- WHAT TO PRODUCE -
In the material below, find every line with "that" and pull it out.

- DATA -
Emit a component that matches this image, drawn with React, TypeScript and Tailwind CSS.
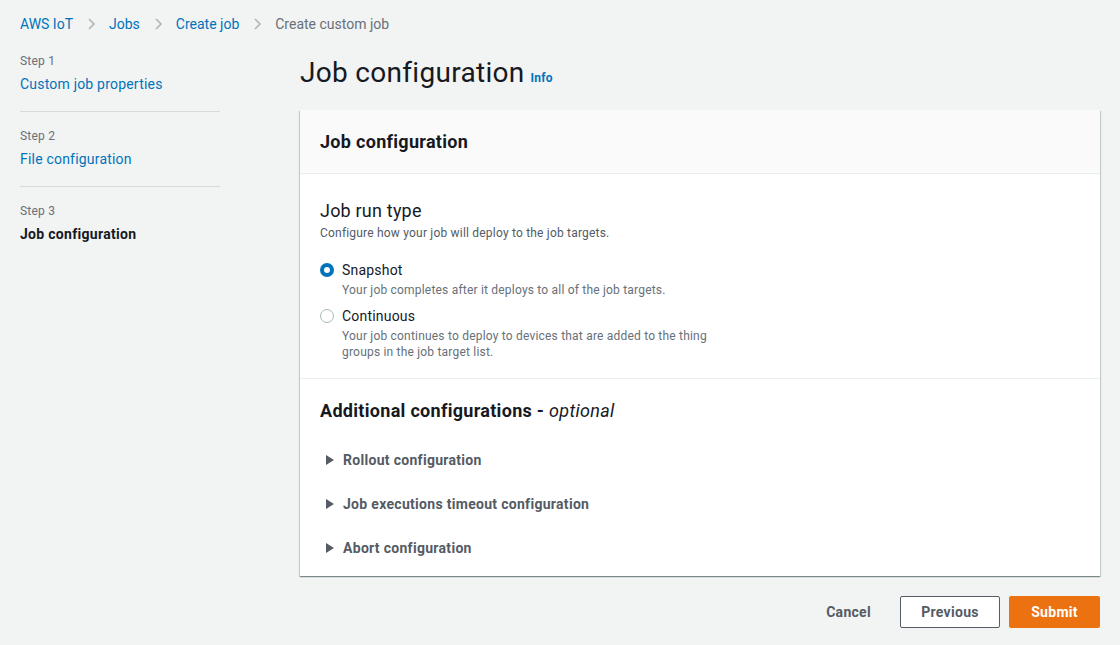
import type { ReactNode } from 'react';

const FONT = 'Roboto, "Open Sans", Arial, sans-serif';

const STEPS = [
  { step: 'Step 1', title: 'Custom job properties', active: false },
  { step: 'Step 2', title: 'File configuration', active: false },
  { step: 'Step 3', title: 'Job configuration', active: true },
];

const EXPANDABLES = ['Rollout configuration', 'Job executions timeout configuration', 'Abort configuration'];

function Chevron() {
  return (
    <svg width="16" height="16" viewBox="0 0 16 16" className="mx-[10px]">
      <path d="M6 3l5 5-5 5" fill="none" stroke="#aab7b8" strokeWidth="1.6" />
    </svg>
  );
}

function Radio({ checked, label, desc }: { checked: boolean; label: string; desc: ReactNode }) {
  return (
    <div className="flex">
      <div className="pt-[4px] pr-[8px]">
        {checked ? (
          <span className="block h-[14px] w-[14px] rounded-full border-[4px] border-[#0073bb] bg-white" />
        ) : (
          <span className="block h-[14px] w-[14px] rounded-full border border-[#aab7b8] bg-white" />
        )}
      </div>
      <div>
        <div className="text-[14px] leading-[22px] text-[#16191f]">{label}</div>
        <div className="mt-[1px] text-[12px] leading-[16px] text-[#687078]">{desc}</div>
      </div>
    </div>
  );
}

export default function App() {
  return (
    <div
      className="h-[645px] w-[1120px] overflow-hidden bg-[#f2f3f3] tracking-[0.2px]"
      style={{ fontFamily: FONT }}
    >
      {/* breadcrumbs */}
      <div className="flex items-center px-[20px] pt-[14px] text-[14px] leading-[20px] tracking-normal">
        <span className="text-[#0073bb]">AWS IoT</span>
        <Chevron />
        <span className="text-[#0073bb]">Jobs</span>
        <Chevron />
        <span className="text-[#0073bb]">Create job</span>
        <Chevron />
        <span className="text-[#687078]">Create custom job</span>
      </div>

      <div className="flex pt-[19px]">
        {/* wizard steps */}
        <nav className="ml-[20px] w-[200px]">
          {STEPS.map((s, i) => (
            <div
              key={s.step}
              className={i < STEPS.length - 1 ? 'border-b border-[#d5dbdb] pb-[17px] mb-[16px]' : ''}
            >
              <div className="text-[12px] leading-[16px] text-[#687078]">{s.step}</div>
              <div
                className={
                  s.active
                    ? 'mt-[5px] text-[14px] font-bold leading-[20px] tracking-[0.3px] text-[#16191f]'
                    : 'mt-[5px] text-[14px] leading-[20px] text-[#0073bb]'
                }
              >
                {s.title}
              </div>
            </div>
          ))}
        </nav>

        {/* main */}
        <main className="ml-[80px] w-[800px]">
          <div className="flex items-baseline pt-[2px]">
            <h1 className="text-[28px] leading-[36px] tracking-[0.3px] text-[#16191f]">Job configuration</h1>
            <span className="ml-[6px] text-[12px] font-bold text-[#0073bb]">Info</span>
          </div>

          <div className="mt-[19px] bg-white shadow-[0_1px_1px_0_rgba(0,28,36,0.3),1px_1px_1px_0_rgba(0,28,36,0.15),-1px_1px_1px_0_rgba(0,28,36,0.15)]">
            <div className="h-[64px] border-b border-[#eaeded] bg-[#fafafa] px-[20px] pt-[20px]">
              <h2 className="text-[18px] font-bold leading-[24px] tracking-[0.3px] text-[#16191f]">Job configuration</h2>
            </div>

            <div className="border-b border-[#eaeded] px-[20px] pt-[25px] pb-[18px]">
              <h3 className="text-[18px] leading-[24px] text-[#16191f]">Job run type</h3>
              <p className="mt-[2px] text-[12px] leading-[16px] text-[#545b64]">
                Configure how your job will deploy to the job targets.
              </p>
              <div className="mt-[18px] flex flex-col gap-[7px]">
                <Radio checked label="Snapshot" desc="Your job completes after it deploys to all of the job targets." />
                <Radio
                  checked={false}
                  label="Continuous"
                  desc={
                    <>
                      Your job continues to deploy to devices that are added to the thing
                      <br />
                      groups in the job target list.
                    </>
                  }
                />
              </div>
            </div>

            <div className="px-[20px] pt-[20px] pb-[17px]">
              <h3 className="text-[18px] font-bold leading-[24px] tracking-[0.3px] text-[#16191f]">
                Additional configurations - <i className="font-normal">optional</i>
              </h3>
              <div className="mt-[26px] flex flex-col gap-[22px]">
                {EXPANDABLES.map((t) => (
                  <div
                    key={t}
                    className="flex items-center pl-[6px] text-[14px] font-bold leading-[22px] tracking-[0.3px] text-[#545b64]"
                  >
                    <svg width="8" height="10" viewBox="0 0 8 10" className="mr-[9px]">
                      <path d="M0 0L8 5 0 10z" fill="#545b64" />
                    </svg>
                    {t}
                  </div>
                ))}
              </div>
            </div>
          </div>

          {/* actions */}
          <div className="mt-[20px] flex items-center justify-end gap-[9px] tracking-[0.3px]">
            <button className="h-[32px] px-[20px] text-[14px] font-bold text-[#545b64]">Cancel</button>
            <button className="h-[32px] w-[100px] rounded-[2px] border border-[#545b64] bg-white text-[14px] font-bold text-[#545b64]">
              Previous
            </button>
            <button className="h-[32px] w-[91px] rounded-[2px] bg-[#ec7211] text-[14px] font-bold text-white">
              Submit
            </button>
          </div>
        </main>
      </div>
    </div>
  );
}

- REPLY -
Emit a component that matches this image, drawn with React, TypeScript and Tailwind CSS.
                      Your job continues to deploy to devices that are added to the thing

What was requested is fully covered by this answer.